Results — Shortening of Carburizing Time
Carburizing at a higher temperature decreases the process time due to the much higher carbon diffusion coefficient experienced at the elevated temperatures. The process time for different conditions is demonstrated in Figure 2 and Figure 3. Typical process solutions for LPC can be achieved in batch, semi- continuous, and most recently, single-piece flow furnaces. As illustrated in Figure 4, one can see the process flow advantages of pre-nitriding in batch and semi-continuous solutions over a traditional endo carburizing processing. With a semi-continuous solution, the PreNitLPC technology lends itself to a much higher rate of production due to a "straight-through" approach vs. an "in-and-out" batch approach.

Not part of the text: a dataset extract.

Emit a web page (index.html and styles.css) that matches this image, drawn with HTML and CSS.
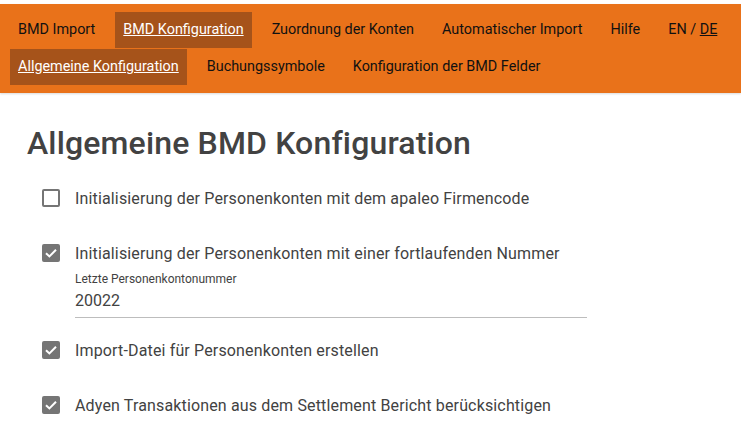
FILE: index.html
```html
<!DOCTYPE html>
<html lang="de">
<head>
  <meta charset="UTF-8">
  <meta name="viewport" content="width=device-width, initial-scale=1.0">
  <title>BMD Konfiguration</title>
  <link rel="stylesheet" href="styles.css">
</head>
<body>

  <header class="topbar">
    <nav class="nav-row">
      <a class="nav-item" href="#">BMD Import</a>
      <a class="nav-item active" href="#">BMD Konfiguration</a>
      <a class="nav-item" href="#">Zuordnung der Konten</a>
      <a class="nav-item" href="#">Automatischer Import</a>
      <a class="nav-item" href="#">Hilfe</a>
      <span class="nav-item lang">EN / <u>DE</u></span>
    </nav>
    <nav class="nav-row">
      <a class="nav-item active" href="#">Allgemeine Konfiguration</a>
      <a class="nav-item" href="#">Buchungssymbole</a>
      <a class="nav-item" href="#">Konfiguration der BMD Felder</a>
    </nav>
  </header>

  <main class="content">
    <h1>Allgemeine BMD Konfiguration</h1>

    <label class="option option-first">
      <span class="checkbox"></span>
      <span class="option-text">Initialisierung der Personenkonten mit dem apaleo Firmencode</span>
    </label>

    <label class="option">
      <span class="checkbox checked">
        <svg viewBox="0 0 18 18" width="18" height="18"><polyline points="4,9.2 7.4,12.4 14,5.8" fill="none" stroke="#fff" stroke-width="2"/></svg>
      </span>
      <span class="option-text">Initialisierung der Personenkonten mit einer fortlaufenden Nummer</span>
    </label>

    <div class="field">
      <div class="field-label">Letzte Personenkontonummer</div>
      <div class="field-input">20022</div>
    </div>

    <label class="option option-after-field">
      <span class="checkbox checked">
        <svg viewBox="0 0 18 18" width="18" height="18"><polyline points="4,9.2 7.4,12.4 14,5.8" fill="none" stroke="#fff" stroke-width="2"/></svg>
      </span>
      <span class="option-text">Import-Datei für Personenkonten erstellen</span>
    </label>

    <label class="option">
      <span class="checkbox checked">
        <svg viewBox="0 0 18 18" width="18" height="18"><polyline points="4,9.2 7.4,12.4 14,5.8" fill="none" stroke="#fff" stroke-width="2"/></svg>
      </span>
      <span class="option-text">Adyen Transaktionen aus dem Settlement Bericht berücksichtigen</span>
    </label>
  </main>

</body>
</html>
```

FILE: styles.css
```css
body {
  margin: 0;
  padding-top: 4px;
  background-color: #FFF;
  font-family: Roboto, "Liberation Sans", sans-serif;
  color: #424242;
}

.topbar {
  background-color: #E9721A;
  padding: 8px 10px;
  box-shadow: 0 1px 2px rgba(0, 0, 0, 0.15);
}

.nav-row {
  display: flex;
  gap: 12px;
}

.nav-row + .nav-row {
  margin-top: 1px;
}

.nav-item {
  display: block;
  height: 36px;
  line-height: 36px;
  padding: 0 8px;
  font-size: 14.4px;
  color: #111;
  text-decoration: none;
  white-space: nowrap;
  flex-shrink: 0;
}

.nav-item.active {
  background-color: #A6531A;
  color: #FFF;
  text-decoration: underline;
}

.content {
  padding: 0 27px;
}

h1 {
  font-size: 32px;
  font-weight: 500;
  line-height: 38px;
  margin: 31px 0 0;
  color: #424242;
  letter-spacing: 0.15px;
}

.option {
  display: flex;
  align-items: center;
  gap: 15px;
  height: 24px;
  margin: 31px 0 0 15px;
  font-size: 16px;
  letter-spacing: 0.15px;
  cursor: pointer;
}

.option-first {
  margin-top: 24px;
}

.option-after-field {
  margin-top: 20px;
}

.checkbox {
  box-sizing: border-box;
  width: 18px;
  height: 18px;
  border: 2px solid #757575;
  border-radius: 2px;
  display: flex;
  align-items: center;
  justify-content: center;
  flex-shrink: 0;
}

.checkbox.checked {
  background-color: #757575;
}

.checkbox svg {
  display: block;
  margin: -2px;
}

.field {
  margin: 7px 0 0 48px;
  width: 512px;
  border-bottom: 1px solid #BDBDBD;
}

.field-label {
  font-size: 12px;
  line-height: 14px;
  color: #424242;
}

.field-input {
  font-size: 16px;
  line-height: 20px;
  margin-top: 5px;
  padding-bottom: 6px;
}
```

Using the pre-nitriding method, it is possible to carburize at temperatures of 1,830°F (1,000°C) and above, while maintaining an appropriate grain size in the case, just like in traditional low temperature processes.
Figure 5 charts and illustrates the relationship between endo and pre-nitriding, and even at higher temperatures, grain sizes in the carburized layer are smaller when using pre-nitriding vs. endo technologies.
Additionally, when using PreNit technology, the grain structures become more tightly refined than that of traditional LPC processes. AISI 5120 (16MnCr5) material was carburized, and as Figure 6 shows, the grain sizes are refined using pre-nitriding (13.6 µm) in comparison of traditional LPC (18.5 µm).
An important component of the analysis was to define the carburized layer mechanical properties in order to determine the potential applications for pre-nitriding in relation to other carburizing methods.
When using pre-nitriding at higher temperatures on 5120 (16MnCr5) steel, the hardness profile in the carburized layer showed comparable results to traditional LPC. Fatigue strength for bending was measured to assess the hardness profiles. Figure 7 represents the calculated Wöhler's curves, showing high/low cycle fatigue and fatigue limit for LPC 1,690°F (920°C) and pre-nitriding 1,830°F (1,000°C) processes. Test data concluded the fatigue limit bending strength is higher when using pre-nitriding technology for 4317 (17CrNi6-6) steel.
Impact Strength Tests
Charpy impact strength tests were performed on V-notched test parts made from 5120 (16MnCr5) steel and were 0.39 inches × 0.39 inches × 2.16 inches (10 mm × 10 mm × 55 mm) in size and carburized under different conditions.
The Figure 8 Charpy test that used 150 J of energy shows a final result where all conditions had impact test measurements above 150 J/cm2. The pre-nitriding processed parts show higher impact strength values from 155 J/cm2 at 1,690°F (920°C) to 168 J/cm2 at 1,870°F (1,020°C) — not a significant difference, but improvement, due to the use of pre-nitriding technology.
- Higher carburizing temperatures, applied while using pre-nitriding technology at 1,830°F (1,000°C), resulted in a smaller grain size in the case as compared to traditional LPC at 1,690°F (920°C).
- The strength properties (hardness, fatigue, and impact) achieved via pre-nitriding technology are comparable and slightly higher than those properties achieved in standard processes.
- Pre-nitriding technology may be used at much higher temperatures than that of traditional LPC or endo processes without detriment to the mechanical properties of the case.
- Due to the higher carburizing temperature, it was possible to significantly reduce the carburizing process time required to achieve the desired ECD.
- Pre-nitriding at high temperature enables a reduction of carburizing time up to 2-plus times that of traditional LPC or endo carburizing processes, offering an alternative solution to the carburizing heat-treatment process that is technically equivalent and economically attractive.
- Pre-nitriding is an advanced, accelerated, and efficient low-pressure carburizing system designed for high temperature that can be equipped on single-chamber (Figure 9), double-chamber, multi- chamber (Figure 10), and single-piece flow vacuum furnace systems.